Thank you for the reply! :)
Sadly, I DO stick my plates under the broiler semi-frequently for various dishes. I like that Pillivuyt claims it can go from freezer to broiler without any crazing or cracking; that's pretty impressive. I hope for my new dishes to last a lifetime and I'd like to go with a reputable company that will stick around a while. If Apilco just had deeper pasta/soup bowls, I think I'd be fine going with them and finding a way around the broiler issue.

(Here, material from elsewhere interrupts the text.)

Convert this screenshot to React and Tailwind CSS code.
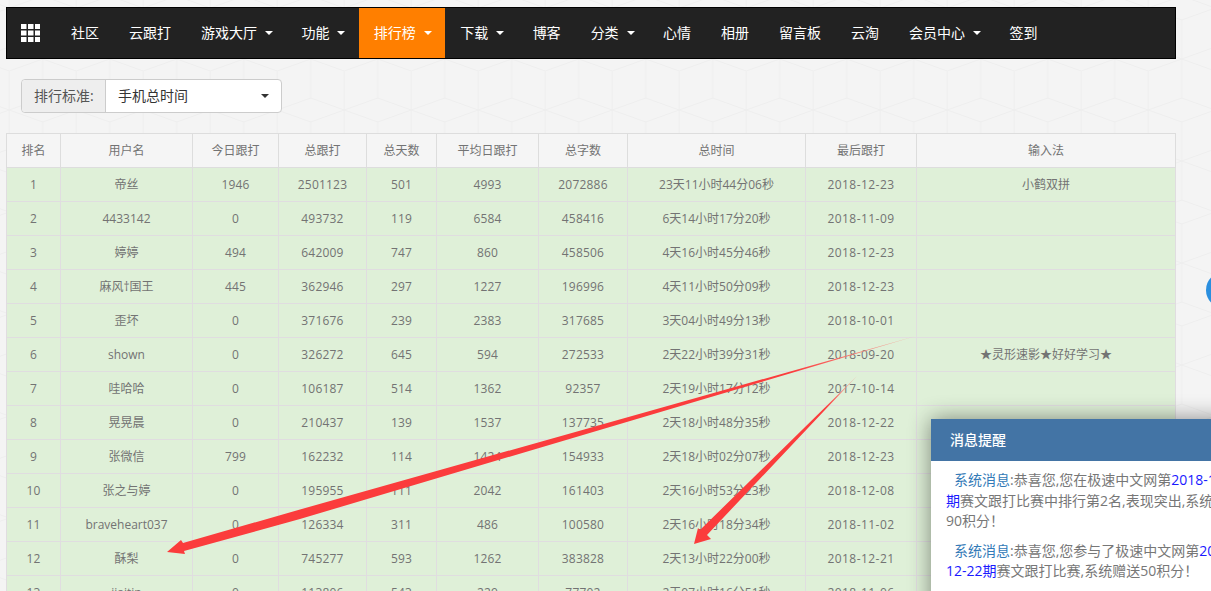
const navItems = [
  { label: "社区" },
  { label: "云跟打" },
  { label: "游戏大厅", caret: true },
  { label: "功能", caret: true },
  { label: "排行榜", caret: true, active: true },
  { label: "下载", caret: true },
  { label: "博客" },
  { label: "分类", caret: true },
  { label: "心情" },
  { label: "相册" },
  { label: "留言板" },
  { label: "云淘" },
  { label: "会员中心", caret: true },
  { label: "签到" },
];

const columns = [
  ["排名", "w-[54px]"],
  ["用户名", "w-[132px]"],
  ["今日跟打", "w-[86px]"],
  ["总跟打", "w-[88px]"],
  ["总天数", "w-[70px]"],
  ["平均日跟打", "w-[102px]"],
  ["总字数", "w-[89px]"],
  ["总时间", "w-[178px]"],
  ["最后跟打", "w-[111px]"],
  ["输入法", "w-[259px]"],
];

const rows = [
  [1, "帝丝", 1946, 2501123, 501, 4993, 2072886, "23天11小时44分06秒", "2018-12-23", "小鹤双拼"],
  [2, "4433142", 0, 493732, 119, 6584, 458416, "6天14小时17分20秒", "2018-11-09", ""],
  [3, "婷婷", 494, 642009, 747, 860, 458506, "4天16小时45分46秒", "2018-12-23", ""],
  [4, "麻风†国王", 445, 362946, 297, 1227, 196996, "4天11小时50分09秒", "2018-12-23", ""],
  [5, "歪坏", 0, 371676, 239, 2383, 317685, "3天04小时49分13秒", "2018-10-01", ""],
  [6, "shown", 0, 326272, 645, 594, 272533, "2天22小时39分31秒", "2018-09-20", "★灵形速影★好好学习★"],
  [7, "哇哈哈", 0, 106187, 514, 1362, 92357, "2天19小时17分12秒", "2017-10-14", ""],
  [8, "晃晃晨", 0, 210437, 139, 1537, 137735, "2天18小时48分35秒", "2018-12-22", ""],
  [9, "张微信", 799, 162232, 114, 1424, 154933, "2天18小时02分07秒", "2018-12-23", ""],
  [10, "张之与婷", 0, 195955, 111, 2042, 161403, "2天16小时53分23秒", "2018-12-08", ""],
  [11, "braveheart037", 0, 126334, 311, 486, 100580, "2天16小时18分34秒", "2018-11-02", ""],
  [12, "酥梨", 0, 745277, 593, 1262, 383828, "2天13小时22分00秒", "2018-12-21", ""],
  [13, "jiajtin", 0, 113806, 543, 229, 77702, "2天07小时16分51秒", "2018-11-06", ""],
];

function HexBackground() {
  return (
    <svg className="absolute inset-0 w-full h-full" aria-hidden="true">
      <defs>
        <pattern id="hex" width="67" height="102" patternUnits="userSpaceOnUse" patternTransform="translate(42.7 59)">
          <path
            d="M0 0V39L33.5 51L67 39V0M0 63V102M67 63V102M0 63L33.5 51L67 63M0 0L33.5 12L67 0M0 102L33.5 90L67 102M33.5 12V90"
            fill="none"
            stroke="#eeeeee"
            strokeWidth="1"
          />
        </pattern>
      </defs>
      <rect width="100%" height="100%" fill="url(#hex)" />
    </svg>
  );
}

function GridIcon() {
  return (
    <svg width="19" height="18" viewBox="0 0 19 18" fill="#fff" className="shrink-0">
      {[0, 7, 14].map((x) =>
        [0, 6.5, 13].map((y) => <rect key={x + "-" + y} x={x} y={y} width="5.5" height="5" />)
      )}
    </svg>
  );
}

function Caret({ className }) {
  return <span className={"inline-block w-0 h-0 border-x-4 border-x-transparent border-t-4 " + className} />;
}

function Arrows() {
  return (
    <svg className="absolute inset-0 w-full h-full pointer-events-none" aria-hidden="true">
      <defs>
        <linearGradient id="tail1" gradientUnits="userSpaceOnUse" x1="916" y1="336" x2="790" y2="372">
          <stop offset="0" stopColor="#f3b5a8" />
          <stop offset="1" stopColor="#fb3c3c" />
        </linearGradient>
        <linearGradient id="tail2" gradientUnits="userSpaceOnUse" x1="857" y1="376" x2="825" y2="410">
          <stop offset="0" stopColor="#f3b5a8" />
          <stop offset="1" stopColor="#fb3c3c" />
        </linearGradient>
      </defs>
      <polygon points="916,336 300,509.5 183,543 181,540 167,552 185,554 184,551 300,519" fill="url(#tail1)" />
      <polygon points="857,376 700,530 698,528 694,544 711,539 707,535" fill="url(#tail2)" />
    </svg>
  );
}

// digits in the reference run slightly wider than Open Sans
function cellTracking(i) {
  if (i === 8) return "tracking-[0.45px]";
  if ([0, 2, 3, 4, 5, 6].includes(i)) return "tracking-[0.2px]";
  return "";
}

export default function App() {
  return (
    <div
      className="relative h-screen overflow-hidden bg-[#f4f4f4] text-[#737373]"
      style={{ fontFamily: '"Open Sans", "Noto Sans CJK SC", sans-serif' }}
    >
      <HexBackground />

      <div className="relative pl-[6px] pt-[7px] w-[1176px]">
        <nav className="flex items-stretch h-[52px] bg-[#222] border border-black text-[14px] text-white">
          <div className="flex items-center pl-[14px] pr-[16px]">
            <GridIcon />
          </div>
          {navItems.map((item) => (
            <a
              key={item.label}
              className={
                "flex items-center gap-2 px-[15px] pb-[2px] " + (item.active ? "bg-[#ff7f00]" : "")
              }
            >
              {item.label}
              {item.caret && <Caret className="border-t-white -mr-[1.6px] mt-[2px]" />}
            </a>
          ))}
        </nav>

        <div className="flex w-[261px] h-[34px] mt-[20px] ml-[15px] text-[14px] border border-[#ccc] rounded bg-white">
          <div className="flex items-center w-[84px] pl-3 pb-[2px] bg-[#eee] text-[#555] border-r border-[#ccc] rounded-l">
            排行标准:
          </div>
          <div className="flex flex-1 items-center justify-between pl-3 pr-[12px] pb-[2px] text-[#333]">
            手机总时间
            <Caret className="border-t-[#333] mt-[2px]" />
          </div>
        </div>

        <table className="table-fixed border-collapse w-[1169px] mt-[20px] text-[12px] text-center">
          <colgroup>
            {columns.map(([name, width]) => (
              <col key={name} className={width} />
            ))}
          </colgroup>
          <thead>
            <tr className="bg-[#f5f5f5]">
              {columns.map(([name]) => (
                <th key={name} className="h-[34px] p-0 font-normal border border-[#ddd]">
                  {name}
                </th>
              ))}
            </tr>
          </thead>
          <tbody>
            {rows.map((row) => (
              <tr key={row[0]} className="bg-[#dff0d8]">
                {row.map((cell, i) => (
                  <td key={i} className={"h-[34px] p-0 border border-[#e0dde0] " + cellTracking(i)}>
                    {cell}
                  </td>
                ))}
              </tr>
            ))}
          </tbody>
        </table>
      </div>

      <Arrows />

      <div className="absolute left-[1206px] top-[272px] w-9 h-9 rounded-full bg-[#2a8fdf]" />

      <div className="absolute left-[931px] top-[419px] w-[440px] h-[300px] bg-white rounded-t-sm shadow-[0_0_22px_rgba(0,0,0,0.45)]">
        <div className="flex items-center h-[42px] pl-[19px] pb-[2px] bg-[#4374a5] text-[14px] text-white font-medium">
          消息提醒
        </div>
        <div className="pt-[9px] pl-[15px] text-[14px] leading-[20.5px] text-[#777] whitespace-nowrap">
          <p className="indent-2">
            <span className="text-[#337ab7]">系统消息</span>:恭喜您,您在极速中文网第
            <span className="text-[#1a1aff]">2018-12-22</span>
          </p>
          <p>
            <span className="text-[#1a1aff]">期</span>赛文跟打比赛中排行第2名,表现突出,系统赠送
          </p>
          <p>90积分！</p>
          <p className="indent-2 mt-[9px]">
            <span className="text-[#337ab7]">系统消息</span>:恭喜您,您参与了极速中文网第
            <span className="text-[#1a1aff]">2018-</span>
          </p>
          <p>
            <span className="text-[#1a1aff]">12-22期</span>赛文跟打比赛,系统赠送50积分！
          </p>
        </div>
      </div>
    </div>
  );
}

I also don't mind mixing and matching porcelain, but I'd like the colors to be fairly similar. I'm a bit anal; it irks me to see off-white aside bright white, or warm vs cool. For example, the Apilco has a grayish tone while the Pillivuyt is a brighter white. That being said, I've been looking into the Revol Lipari cups/saucers. I wonder if anyone knows how well this line matches Pillivuyt's white? (I don't think my cups need to be broiler safe...ha).
By the by, I've heard great things about the lines the major stores like W-S and Pottery Barn offer. However, I've read several reviews stating that in the past few years, these same lines have gone downhill. I often see people complain that they finally broke a plate after 15 years and the replacement was no where near the same quality... but still comes with a hefty price tag. You're very lucky to have purchased these when you did; I envy you!
This is semi unrelated, but am I the only one in love with the Pillivuyt Brasserie collection? My husband thinks they're hideous, but I love that "French bistro" look. Of course, this defeats the purpose of purchasing something plain and timeless. Still, a girl can dream.